# What a beaut.



## Ibraaheem (Aug 17, 2013)

A few months ago I was painting a buddies basement, came across the "beautiful" wiring the "electricians" did... This is for a childs room.

No support of any wires on the ceiling joists, just hung over all the ceiling joists, strung over the ventilation, and down to the very loosely mounted switch box.


----------



## Edrick (Jun 6, 2010)

Umm electrician? It doesn't even look like he had a contractor in there to build the room. What kind of child's room is going there?


----------



## Big John (May 23, 2010)

Looks like temporary or mid-renovation wiring to me. Nothing about that says "finished product."


----------



## Ibraaheem (Aug 17, 2013)

Edrick said:


> Umm electrician? It doesn't even look like he had a contractor in there to build the room. What kind of child's room is going there?


A kid's playroom, believe it or not. No idea if it was an electrician who actually wired that up, could've been just the landlord saving himself some money. Usually where these heaps of hackjobs come from.


----------



## Ibraaheem (Aug 17, 2013)

Big John said:


> Looks like temporary or mid-renovation wiring to me. Nothing about that says "finished product."

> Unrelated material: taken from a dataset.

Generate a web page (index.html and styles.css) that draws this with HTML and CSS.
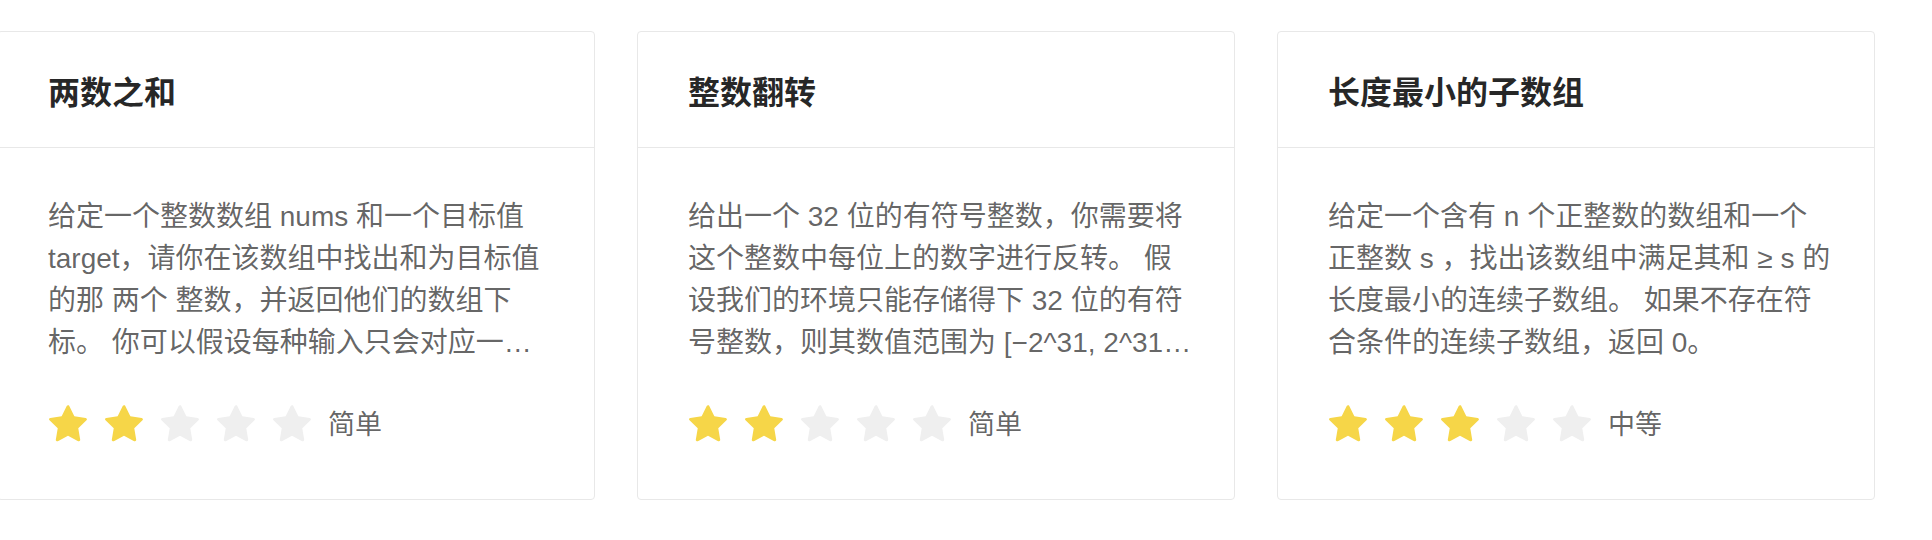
FILE: index.html
```html
<!DOCTYPE html>
<html lang="zh-CN">
<head>
<meta charset="utf-8">
<title>题目列表</title>
<link rel="stylesheet" href="styles.css">
</head>
<body>
<div class="row">
  <div class="card">
    <div class="card-head">两数之和</div>
    <div class="card-body">
      <p class="desc">给定一个整数数组 nums 和一个目标值 target，请你在该数组中找出和为目标值的那 两个 整数，并返回他们的数组下标。 你可以假设每种输入只会对应一个答案。但是，你不能重复利用这个数组中同样的元素。</p>
      <div class="rate">
        <svg class="star on" viewBox="64 64 896 896"><path d="M908.1 353.1l-253.9-36.9L540.7 86.1c-3.1-6.3-8.2-11.4-14.5-14.5-15.8-7.8-35-1.3-42.9 14.5L369.8 316.2l-253.9 36.9c-7 1-13.4 4.3-18.3 9.3a32.05 32.05 0 00.6 45.3l183.7 179.1-43.4 252.9a31.95 31.95 0 0046.4 33.7L512 754l227.1 119.4c6.2 3.3 13.4 4.4 20.3 3.2 17.4-3 29.1-19.5 26.1-36.9l-43.4-252.9 183.7-179.1c5-4.9 8.3-11.3 9.3-18.3 2.7-17.5-9.5-33.7-27-36.3z"/></svg>
        <svg class="star on" viewBox="64 64 896 896"><path d="M908.1 353.1l-253.9-36.9L540.7 86.1c-3.1-6.3-8.2-11.4-14.5-14.5-15.8-7.8-35-1.3-42.9 14.5L369.8 316.2l-253.9 36.9c-7 1-13.4 4.3-18.3 9.3a32.05 32.05 0 00.6 45.3l183.7 179.1-43.4 252.9a31.95 31.95 0 0046.4 33.7L512 754l227.1 119.4c6.2 3.3 13.4 4.4 20.3 3.2 17.4-3 29.1-19.5 26.1-36.9l-43.4-252.9 183.7-179.1c5-4.9 8.3-11.3 9.3-18.3 2.7-17.5-9.5-33.7-27-36.3z"/></svg>
        <svg class="star" viewBox="64 64 896 896"><path d="M908.1 353.1l-253.9-36.9L540.7 86.1c-3.1-6.3-8.2-11.4-14.5-14.5-15.8-7.8-35-1.3-42.9 14.5L369.8 316.2l-253.9 36.9c-7 1-13.4 4.3-18.3 9.3a32.05 32.05 0 00.6 45.3l183.7 179.1-43.4 252.9a31.95 31.95 0 0046.4 33.7L512 754l227.1 119.4c6.2 3.3 13.4 4.4 20.3 3.2 17.4-3 29.1-19.5 26.1-36.9l-43.4-252.9 183.7-179.1c5-4.9 8.3-11.3 9.3-18.3 2.7-17.5-9.5-33.7-27-36.3z"/></svg>
        <svg class="star" viewBox="64 64 896 896"><path d="M908.1 353.1l-253.9-36.9L540.7 86.1c-3.1-6.3-8.2-11.4-14.5-14.5-15.8-7.8-35-1.3-42.9 14.5L369.8 316.2l-253.9 36.9c-7 1-13.4 4.3-18.3 9.3a32.05 32.05 0 00.6 45.3l183.7 179.1-43.4 252.9a31.95 31.95 0 0046.4 33.7L512 754l227.1 119.4c6.2 3.3 13.4 4.4 20.3 3.2 17.4-3 29.1-19.5 26.1-36.9l-43.4-252.9 183.7-179.1c5-4.9 8.3-11.3 9.3-18.3 2.7-17.5-9.5-33.7-27-36.3z"/></svg>
        <svg class="star" viewBox="64 64 896 896"><path d="M908.1 353.1l-253.9-36.9L540.7 86.1c-3.1-6.3-8.2-11.4-14.5-14.5-15.8-7.8-35-1.3-42.9 14.5L369.8 316.2l-253.9 36.9c-7 1-13.4 4.3-18.3 9.3a32.05 32.05 0 00.6 45.3l183.7 179.1-43.4 252.9a31.95 31.95 0 0046.4 33.7L512 754l227.1 119.4c6.2 3.3 13.4 4.4 20.3 3.2 17.4-3 29.1-19.5 26.1-36.9l-43.4-252.9 183.7-179.1c5-4.9 8.3-11.3 9.3-18.3 2.7-17.5-9.5-33.7-27-36.3z"/></svg>
        <span class="level">简单</span>
      </div>
    </div>
  </div>

  <div class="card">
    <div class="card-head">整数翻转</div>
    <div class="card-body">
      <p class="desc">给出一个 32 位的有符号整数，你需要将这个整数中每位上的数字进行反转。 假设我们的环境只能存储得下 32 位的有符号整数，则其数值范围为 [−2^31, 2^31 − 1]。请根据这个假设，如果反转后整数溢出那么就返回 0。</p>
      <div class="rate">
        <svg class="star on" viewBox="64 64 896 896"><path d="M908.1 353.1l-253.9-36.9L540.7 86.1c-3.1-6.3-8.2-11.4-14.5-14.5-15.8-7.8-35-1.3-42.9 14.5L369.8 316.2l-253.9 36.9c-7 1-13.4 4.3-18.3 9.3a32.05 32.05 0 00.6 45.3l183.7 179.1-43.4 252.9a31.95 31.950 0 0046.4 33.7L512 754l227.1 119.4c6.2 3.3 13.4 4.4 20.3 3.2 17.4-3 29.1-19.5 26.1-36.9l-43.4-252.9 183.7-179.1c5-4.9 8.3-11.3 9.3-18.3 2.7-17.5-9.5-33.7-27-36.3z"/></svg>
        <svg class="star on" viewBox="64 64 896 896"><path d="M908.1 353.1l-253.9-36.9L540.7 86.1c-3.1-6.3-8.2-11.4-14.5-14.5-15.8-7.8-35-1.3-42.9 14.5L369.8 316.2l-253.9 36.9c-7 1-13.4 4.3-18.3 9.3a32.05 32.05 0 00.6 45.3l183.7 179.1-43.4 252.9a31.95 31.95 0 0046.4 33.7L512 754l227.1 119.4c6.2 3.3 13.4 4.4 20.3 3.2 17.4-3 29.1-19.5 26.1-36.9l-43.4-252.9 183.7-179.1c5-4.9 8.3-11.3 9.3-18.3 2.7-17.5-9.5-33.7-27-36.3z"/></svg>
        <svg class="star" viewBox="64 64 896 896"><path d="M908.1 353.1l-253.9-36.9L540.7 86.1c-3.1-6.3-8.2-11.4-14.5-14.5-15.8-7.8-35-1.3-42.9 14.5L369.8 316.2l-253.9 36.9c-7 1-13.4 4.3-18.3 9.3a32.05 32.05 0 00.6 45.3l183.7 179.1-43.4 252.9a31.95 31.95 0 0046.4 33.7L512 754l227.1 119.4c6.2 3.3 13.4 4.4 20.3 3.2 17.4-3 29.1-19.5 26.1-36.9l-43.4-252.9 183.7-179.1c5-4.9 8.3-11.3 9.3-18.3 2.7-17.5-9.5-33.7-27-36.3z"/></svg>
        <svg class="star" viewBox="64 64 896 896"><path d="M908.1 353.1l-253.9-36.9L540.7 86.1c-3.1-6.3-8.2-11.4-14.5-14.5-15.8-7.8-35-1.3-42.9 14.5L369.8 316.2l-253.9 36.9c-7 1-13.4 4.3-18.3 9.3a32.05 32.05 0 00.6 45.3l183.7 179.1-43.4 252.9a31.95 31.95 0 0046.4 33.7L512 754l227.1 119.4c6.2 3.3 13.4 4.4 20.3 3.2 17.4-3 29.1-19.5 26.1-36.9l-43.4-252.9 183.7-179.1c5-4.9 8.3-11.3 9.3-18.3 2.7-17.5-9.5-33.7-27-36.3z"/></svg>
        <svg class="star" viewBox="64 64 896 896"><path d="M908.1 353.1l-253.9-36.9L540.7 86.1c-3.1-6.3-8.2-11.4-14.5-14.5-15.8-7.8-35-1.3-42.9 14.5L369.8 316.2l-253.9 36.9c-7 1-13.4 4.3-18.3 9.3a32.05 32.05 0 00.6 45.3l183.7 179.1-43.4 252.9a31.95 31.95 0 0046.4 33.7L512 754l227.1 119.4c6.2 3.3 13.4 4.4 20.3 3.2 17.4-3 29.1-19.5 26.1-36.9l-43.4-252.9 183.7-179.1c5-4.9 8.3-11.3 9.3-18.3 2.7-17.5-9.5-33.7-27-36.3z"/></svg>
        <span class="level">简单</span>
      </div>
    </div>
  </div>

  <div class="card">
    <div class="card-head">长度最小的子数组</div>
    <div class="card-body">
      <p class="desc">给定一个含有 n 个正整数的数组和一个正整数 s ，找出该数组中满足其和 ≥ s 的长度最小的连续子数组。 如果不存在符合条件的连续子数组，返回 0。</p>
      <div class="rate">
        <svg class="star on" viewBox="64 64 896 896"><path d="M908.1 353.1l-253.9-36.9L540.7 86.1c-3.1-6.3-8.2-11.4-14.5-14.5-15.8-7.8-35-1.3-42.9 14.5L369.8 316.2l-253.9 36.9c-7 1-13.4 4.3-18.3 9.3a32.05 32.05 0 00.6 45.3l183.7 179.1-43.4 252.9a31.95 31.95 0 0046.4 33.7L512 754l227.1 119.4c6.2 3.3 13.4 4.4 20.3 3.2 17.4-3 29.1-19.5 26.1-36.9l-43.4-252.9 183.7-179.1c5-4.9 8.3-11.3 9.3-18.3 2.7-17.5-9.5-33.7-27-36.3z"/></svg>
        <svg class="star on" viewBox="64 64 896 896"><path d="M908.1 353.1l-253.9-36.9L540.7 86.1c-3.1-6.3-8.2-11.4-14.5-14.5-15.8-7.8-35-1.3-42.9 14.5L369.8 316.2l-253.9 36.9c-7 1-13.4 4.3-18.3 9.3a32.05 32.05 0 00.6 45.3l183.7 179.1-43.4 252.9a31.95 31.95 0 0046.4 33.7L512 754l227.1 119.4c6.2 3.3 13.4 4.4 20.3 3.2 17.4-3 29.1-19.5 26.1-36.9l-43.4-252.9 183.7-179.1c5-4.9 8.3-11.3 9.3-18.3 2.7-17.5-9.5-33.7-27-36.3z"/></svg>
        <svg class="star on" viewBox="64 64 896 896"><path d="M908.1 353.1l-253.9-36.9L540.7 86.1c-3.1-6.3-8.2-11.4-14.5-14.5-15.8-7.8-35-1.3-42.9 14.5L369.8 316.2l-253.9 36.9c-7 1-13.4 4.3-18.3 9.3a32.05 32.05 0 00.6 45.3l183.7 179.1-43.4 252.9a31.95 31.95 0 0046.4 33.7L512 754l227.1 119.4c6.2 3.3 13.4 4.4 20.3 3.2 17.4-3 29.1-19.5 26.1-36.9l-43.4-252.9 183.7-179.1c5-4.9 8.3-11.3 9.3-18.3 2.7-17.5-9.5-33.7-27-36.3z"/></svg>
        <svg class="star" viewBox="64 64 896 896"><path d="M908.1 353.1l-253.9-36.9L540.7 86.1c-3.1-6.3-8.2-11.4-14.5-14.5-15.8-7.8-35-1.3-42.9 14.5L369.8 316.2l-253.9 36.9c-7 1-13.4 4.3-18.3 9.3a32.05 32.05 0 00.6 45.3l183.7 179.1-43.4 252.9a31.95 31.95 0 0046.4 33.7L512 754l227.1 119.4c6.2 3.3 13.4 4.4 20.3 3.2 17.4-3 29.1-19.5 26.1-36.9l-43.4-252.9 183.7-179.1c5-4.9 8.3-11.3 9.3-18.3 2.7-17.5-9.5-33.7-27-36.3z"/></svg>
        <svg class="star" viewBox="64 64 896 896"><path d="M908.1 353.1l-253.9-36.9L540.7 86.1c-3.1-6.3-8.2-11.4-14.5-14.5-15.8-7.8-35-1.3-42.9 14.5L369.8 316.2l-253.9 36.9c-7 1-13.4 4.3-18.3 9.3a32.05 32.05 0 00.6 45.3l183.7 179.1-43.4 252.9a31.95 31.95 0 0046.4 33.7L512 754l227.1 119.4c6.2 3.3 13.4 4.4 20.3 3.2 17.4-3 29.1-19.5 26.1-36.9l-43.4-252.9 183.7-179.1c5-4.9 8.3-11.3 9.3-18.3 2.7-17.5-9.5-33.7-27-36.3z"/></svg>
        <span class="level">中等</span>
      </div>
    </div>
  </div>
</div>
</body>
</html>
```

FILE: styles.css
```css
* {
  box-sizing: border-box;
}

html, body {
  margin: 0;
  padding: 0;
  background: #ffffff;
}

body {
  font-family: "Liberation Sans", "Noto Sans CJK SC", sans-serif;
  color: rgba(0, 0, 0, 0.65);
}

.row {
  display: flex;
  gap: 42px;
  margin-left: -3px;
  padding-top: 31px;
}

.card {
  flex: 0 0 598px;
  width: 598px;
  border: 1px solid #e8e8e8;
  border-radius: 4px;
  background: #fff;
}

.card-head {
  height: 116px;
  display: flex;
  align-items: center;
  padding: 0 41px 0 50px;
  border-bottom: 1px solid #e8e8e8;
  font-size: 32px;
  font-weight: 600;
  color: rgba(0, 0, 0, 0.85);
}

.card-body {
  padding: 48px 41px 54px 50px;
}

.desc {
  margin: 0;
  font-size: 28px;
  line-height: 42px;
  height: 168px;
  color: rgba(0, 0, 0, 0.62);
  display: -webkit-box;
  -webkit-line-clamp: 4;
  -webkit-box-orient: vertical;
  overflow: hidden;
}

.rate {
  display: flex;
  align-items: center;
  height: 40px;
  margin-top: 41px;
}

.star {
  width: 40px;
  height: 40px;
  margin-right: 16px;
  fill: #efefef;
  flex: none;
}

.star.on {
  fill: #f6d648;
}

.level {
  font-size: 27px;
  line-height: 40px;
  color: rgba(0, 0, 0, 0.62);
}
```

Perhaps, but it's been that way for years. Been there since he moved in 3 years back, and before him was previous tenants.


----------



## Edrick (Jun 6, 2010)

It could just be the photo but that whole switch setup looks old


----------



## wendon (Sep 27, 2010)

Edrick said:


> It could just be the photo but that whole switch setup looks old


What's the big deal? It looks like a pendant switch to me!


----------



## Edrick (Jun 6, 2010)

wendon said:


> What's the big deal? It looks like a pendant switch to me!


By old i mean the yellowed switch / romex and the dirty looking box


----------